This invention relates to navigational aids, and in particular to a navigational aid for calculating the effect of a course and/or speed alteration of one sea-going vessel on the nearest approach distance of another such vessel.
In an encounter between two vessels which could result in a collision, the steering rules usually require one vessel to keep out of the way of the other. Only in the case of vessels meeting "end on" are both vessels required to take action, and alter course to starboard. The manoeuvre demanded in this latter case will always produce a clearing situation in which the bearing of one vessel from the other changes in an anticlockwise sense, i.e. each passes down the port side of the other. This anticlockwise rotation of the line of sight to the other vessel has become accepted by mariners as the usual convention for a safe passing, and in the ordinary practices of seamen the give way ship in other encounters usually tries to produce this condition. For example, a ship threatened by another ship closing from an angle on the starboard bow will invariably alter course to starboard, if sea room permits, and thus make the bearing change anticlockwise.
During periods of reduced visibility when ships are manoeuvring by radar information alone and both parties in the encounter are free to take action, their combined actions may accelerate rather than clear the collision risk if one attempts to make the bearing change clockwise while the other alters to make the change anticlockwise. In these situations safety may be increased if both ships alter in a complementary fashion (i.e. both act to rotate the sight line the same way). Keeping in mind the established practice of mariners which prefers to see an anticlockwise rotation of the bearing of the other ship, it follows that in these situations where ships can alter at random, action which will produce anticlockwise rotation is more likely to be successful since there is less chance of the other vessel taking an action which will cancel it.

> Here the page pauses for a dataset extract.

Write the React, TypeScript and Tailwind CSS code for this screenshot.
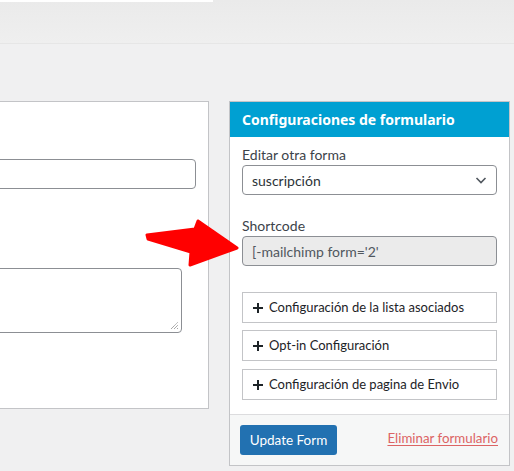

Thus in all situations the preference of the mariner is to try to find an alteration which will produce anticlockwise rotation. A brief consideration of any situation when two vessels meet on a collision course, and then alter to avoid each other, must show that the effectiveness of the manoeuvre of your own ship is very dependent upon a number of factors. It will be obvious that it is never possible to forecast the eventual outcome of a situation if the intended action of the other ship must remain an unknown quantity, and thus the best a navigator can do is calculate, for a proposed alteration of his own course and/or speed together with the length of time for which the manoeuvre is to be held, how much his own ship will contribute to clearing the existing situation, and determine the direction in which the relative bearing of the ships will change.
In an encounter between two ships it is at present difficult for a navigator to determine the contribution to the avoidance of a collision which a given course and/or speed alteration of his own vessel will make towards avoiding a collision, the normal procedure involving a complex triangulation computation which requires that the true course and speed of the other vessel be determined. This not only wastes valuable time but the errors which may result from the initial computation of the true course and speed of the other vessel, and from the tracking which precedes it, can have a considerable effect on the effectiveness of the manoeuvre finally decided upon. Most ships are now fitted with radar apparatus the display of which enables the relative bearing of another ship approaching on a near miss or collision course to be determined quickly and accurately, and the present invention stems from the appreciation that it is possible to calculate the effect of a course and/or speed alteration of one vessel on the nearest approach distance of another vessel when the relative motion only of that other vessel is known, in other words that it is not necessary to determine or compute the true course and speed of the other vessel. A mathematical basis for this is set out later in this specification.
The object of the invention is to provide a navigational aid which will provide a means of determining optimum strategies in a collision avoidance situation when used in conjunction with a simple relative radar display, and at a cost which is a fraction of that of a normal sophisticated collision avoidance system as at present used in large vessels.